** AIM **
Scan the data below and pick out the lines containing the word "components".

↓↓↓

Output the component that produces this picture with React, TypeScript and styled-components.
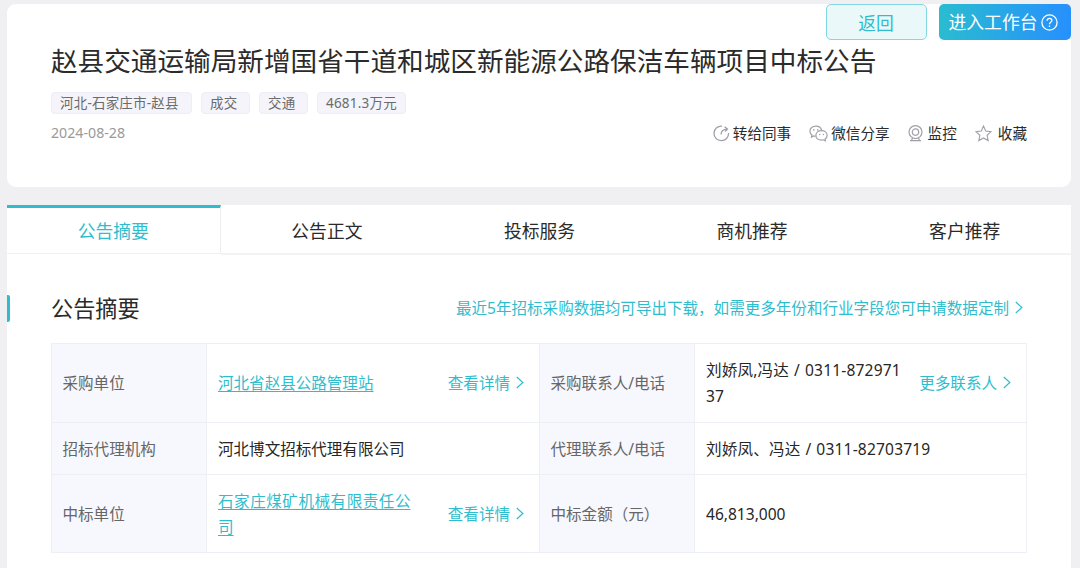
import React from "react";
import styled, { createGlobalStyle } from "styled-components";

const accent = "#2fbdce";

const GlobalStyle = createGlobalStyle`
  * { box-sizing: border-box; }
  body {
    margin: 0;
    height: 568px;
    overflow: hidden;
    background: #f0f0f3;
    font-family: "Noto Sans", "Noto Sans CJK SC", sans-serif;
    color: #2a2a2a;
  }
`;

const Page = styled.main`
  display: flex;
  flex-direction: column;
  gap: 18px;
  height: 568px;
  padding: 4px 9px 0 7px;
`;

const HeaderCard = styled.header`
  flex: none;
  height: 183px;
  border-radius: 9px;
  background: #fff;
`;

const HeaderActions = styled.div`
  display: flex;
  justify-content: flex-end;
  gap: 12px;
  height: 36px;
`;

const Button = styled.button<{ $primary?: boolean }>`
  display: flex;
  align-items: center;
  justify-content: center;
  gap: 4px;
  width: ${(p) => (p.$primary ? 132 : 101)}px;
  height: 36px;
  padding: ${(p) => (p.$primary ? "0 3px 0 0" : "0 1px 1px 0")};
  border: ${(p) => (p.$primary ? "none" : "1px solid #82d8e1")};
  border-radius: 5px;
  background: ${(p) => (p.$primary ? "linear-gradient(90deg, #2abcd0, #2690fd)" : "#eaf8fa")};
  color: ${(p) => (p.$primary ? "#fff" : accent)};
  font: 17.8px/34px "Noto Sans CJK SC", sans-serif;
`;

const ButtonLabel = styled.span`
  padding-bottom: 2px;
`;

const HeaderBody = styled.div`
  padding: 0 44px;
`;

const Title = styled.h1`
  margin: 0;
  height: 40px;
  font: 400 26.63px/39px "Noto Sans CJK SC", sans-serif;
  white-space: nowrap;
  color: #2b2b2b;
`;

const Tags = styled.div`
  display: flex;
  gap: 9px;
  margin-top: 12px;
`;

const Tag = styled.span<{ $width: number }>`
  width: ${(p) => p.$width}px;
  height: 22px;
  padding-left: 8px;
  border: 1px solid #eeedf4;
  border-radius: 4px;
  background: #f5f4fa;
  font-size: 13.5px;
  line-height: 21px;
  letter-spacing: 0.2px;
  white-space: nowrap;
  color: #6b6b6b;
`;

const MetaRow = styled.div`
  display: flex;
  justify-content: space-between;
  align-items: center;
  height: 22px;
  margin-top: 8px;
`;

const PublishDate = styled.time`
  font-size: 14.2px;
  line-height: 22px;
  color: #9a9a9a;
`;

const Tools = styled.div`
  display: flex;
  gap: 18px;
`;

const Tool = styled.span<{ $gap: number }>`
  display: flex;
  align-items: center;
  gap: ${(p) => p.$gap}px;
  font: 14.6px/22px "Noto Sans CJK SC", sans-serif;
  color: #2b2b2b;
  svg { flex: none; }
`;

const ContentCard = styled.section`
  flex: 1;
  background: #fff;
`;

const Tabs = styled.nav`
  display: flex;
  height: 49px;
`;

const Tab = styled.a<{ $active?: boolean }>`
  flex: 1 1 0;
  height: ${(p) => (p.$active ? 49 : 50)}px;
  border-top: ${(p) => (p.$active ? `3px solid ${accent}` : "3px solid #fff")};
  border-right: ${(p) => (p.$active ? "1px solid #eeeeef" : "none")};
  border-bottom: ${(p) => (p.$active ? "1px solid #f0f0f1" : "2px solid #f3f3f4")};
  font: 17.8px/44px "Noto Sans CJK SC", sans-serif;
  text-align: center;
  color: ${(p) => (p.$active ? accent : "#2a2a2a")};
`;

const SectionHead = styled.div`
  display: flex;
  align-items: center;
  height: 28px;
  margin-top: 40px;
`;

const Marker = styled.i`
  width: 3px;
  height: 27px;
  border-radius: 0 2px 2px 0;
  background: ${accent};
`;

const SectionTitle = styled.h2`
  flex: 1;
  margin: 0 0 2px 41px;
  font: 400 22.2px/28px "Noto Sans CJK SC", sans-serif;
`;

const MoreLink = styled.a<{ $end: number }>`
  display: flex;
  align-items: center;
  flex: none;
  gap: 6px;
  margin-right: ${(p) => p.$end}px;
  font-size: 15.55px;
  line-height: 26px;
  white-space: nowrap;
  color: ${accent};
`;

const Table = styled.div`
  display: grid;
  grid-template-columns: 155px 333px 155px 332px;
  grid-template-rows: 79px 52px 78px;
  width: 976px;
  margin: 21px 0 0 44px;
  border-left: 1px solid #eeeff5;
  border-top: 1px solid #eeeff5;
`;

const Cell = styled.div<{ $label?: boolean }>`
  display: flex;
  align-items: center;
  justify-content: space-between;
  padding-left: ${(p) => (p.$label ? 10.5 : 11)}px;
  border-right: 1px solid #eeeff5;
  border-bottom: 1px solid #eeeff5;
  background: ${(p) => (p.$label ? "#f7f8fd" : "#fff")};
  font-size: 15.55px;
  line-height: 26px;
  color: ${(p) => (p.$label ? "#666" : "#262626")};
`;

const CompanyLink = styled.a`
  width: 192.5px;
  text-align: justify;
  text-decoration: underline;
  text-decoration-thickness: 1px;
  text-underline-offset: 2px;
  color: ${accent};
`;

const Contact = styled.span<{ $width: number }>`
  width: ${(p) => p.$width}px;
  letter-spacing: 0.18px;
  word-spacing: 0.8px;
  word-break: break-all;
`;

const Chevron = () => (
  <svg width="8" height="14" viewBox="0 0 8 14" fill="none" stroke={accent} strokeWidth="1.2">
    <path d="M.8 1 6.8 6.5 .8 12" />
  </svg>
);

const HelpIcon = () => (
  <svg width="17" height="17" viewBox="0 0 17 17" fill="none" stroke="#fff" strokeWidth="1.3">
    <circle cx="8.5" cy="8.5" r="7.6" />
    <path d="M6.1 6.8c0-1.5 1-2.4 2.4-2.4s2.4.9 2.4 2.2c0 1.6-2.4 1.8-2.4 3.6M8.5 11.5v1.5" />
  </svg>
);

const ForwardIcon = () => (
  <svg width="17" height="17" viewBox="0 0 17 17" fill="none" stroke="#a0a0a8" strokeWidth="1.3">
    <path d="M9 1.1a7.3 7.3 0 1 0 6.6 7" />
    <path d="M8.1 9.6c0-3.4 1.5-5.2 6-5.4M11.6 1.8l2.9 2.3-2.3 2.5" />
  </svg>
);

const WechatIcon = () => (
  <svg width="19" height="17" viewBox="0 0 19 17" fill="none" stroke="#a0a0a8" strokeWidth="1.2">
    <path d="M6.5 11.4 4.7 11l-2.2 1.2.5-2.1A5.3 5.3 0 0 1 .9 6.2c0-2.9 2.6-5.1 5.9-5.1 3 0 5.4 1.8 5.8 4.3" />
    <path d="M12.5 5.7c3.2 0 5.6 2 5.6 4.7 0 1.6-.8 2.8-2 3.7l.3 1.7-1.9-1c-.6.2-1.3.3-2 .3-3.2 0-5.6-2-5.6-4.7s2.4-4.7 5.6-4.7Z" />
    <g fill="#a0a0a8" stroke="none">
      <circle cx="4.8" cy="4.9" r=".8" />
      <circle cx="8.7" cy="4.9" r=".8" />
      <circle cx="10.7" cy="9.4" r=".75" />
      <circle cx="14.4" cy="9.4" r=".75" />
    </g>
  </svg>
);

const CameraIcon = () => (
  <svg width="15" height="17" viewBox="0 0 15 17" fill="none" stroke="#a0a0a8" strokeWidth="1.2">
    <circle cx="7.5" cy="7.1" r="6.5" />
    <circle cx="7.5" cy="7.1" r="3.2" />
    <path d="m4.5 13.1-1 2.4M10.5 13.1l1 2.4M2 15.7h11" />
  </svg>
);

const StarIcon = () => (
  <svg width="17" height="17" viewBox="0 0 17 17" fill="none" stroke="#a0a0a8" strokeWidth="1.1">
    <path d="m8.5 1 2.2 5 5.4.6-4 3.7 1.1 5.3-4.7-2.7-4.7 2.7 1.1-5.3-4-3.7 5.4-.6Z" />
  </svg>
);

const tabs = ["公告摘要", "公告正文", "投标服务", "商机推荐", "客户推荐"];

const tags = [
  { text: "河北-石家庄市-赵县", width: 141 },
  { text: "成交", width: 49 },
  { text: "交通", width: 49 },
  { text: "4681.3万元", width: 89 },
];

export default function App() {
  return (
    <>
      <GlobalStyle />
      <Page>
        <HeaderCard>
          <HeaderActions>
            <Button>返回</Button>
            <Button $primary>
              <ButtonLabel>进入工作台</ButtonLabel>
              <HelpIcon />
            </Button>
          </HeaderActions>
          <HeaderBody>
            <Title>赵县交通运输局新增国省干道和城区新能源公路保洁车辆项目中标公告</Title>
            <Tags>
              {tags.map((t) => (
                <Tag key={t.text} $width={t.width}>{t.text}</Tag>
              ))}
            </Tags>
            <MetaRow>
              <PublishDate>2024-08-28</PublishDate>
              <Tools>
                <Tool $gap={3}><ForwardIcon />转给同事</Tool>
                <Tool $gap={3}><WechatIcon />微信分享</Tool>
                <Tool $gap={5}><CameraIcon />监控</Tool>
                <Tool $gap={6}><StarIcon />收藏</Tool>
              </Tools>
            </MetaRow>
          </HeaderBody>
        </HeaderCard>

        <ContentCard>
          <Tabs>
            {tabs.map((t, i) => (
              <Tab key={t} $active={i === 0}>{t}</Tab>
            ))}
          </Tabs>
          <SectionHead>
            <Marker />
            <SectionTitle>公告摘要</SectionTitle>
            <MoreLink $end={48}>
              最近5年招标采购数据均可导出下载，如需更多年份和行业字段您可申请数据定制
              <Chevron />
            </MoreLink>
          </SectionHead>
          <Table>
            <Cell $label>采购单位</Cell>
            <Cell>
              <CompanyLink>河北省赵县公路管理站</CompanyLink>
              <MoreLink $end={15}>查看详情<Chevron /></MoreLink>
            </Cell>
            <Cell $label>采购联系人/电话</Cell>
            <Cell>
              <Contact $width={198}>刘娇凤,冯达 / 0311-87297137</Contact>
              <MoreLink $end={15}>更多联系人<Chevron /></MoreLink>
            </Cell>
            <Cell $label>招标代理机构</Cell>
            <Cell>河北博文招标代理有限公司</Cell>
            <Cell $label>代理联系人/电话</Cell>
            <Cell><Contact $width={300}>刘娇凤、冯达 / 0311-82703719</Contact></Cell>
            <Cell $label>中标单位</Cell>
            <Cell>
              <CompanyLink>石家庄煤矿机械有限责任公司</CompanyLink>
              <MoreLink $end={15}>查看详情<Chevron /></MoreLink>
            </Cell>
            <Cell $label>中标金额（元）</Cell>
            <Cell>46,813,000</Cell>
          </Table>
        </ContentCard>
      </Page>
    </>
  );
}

↑↑↑

** RESULT OF THIS EXERCISE **
Output the component that produces this picture with React, TypeScript and styled-components.
import styled, { createGlobalStyle } from "styled-components";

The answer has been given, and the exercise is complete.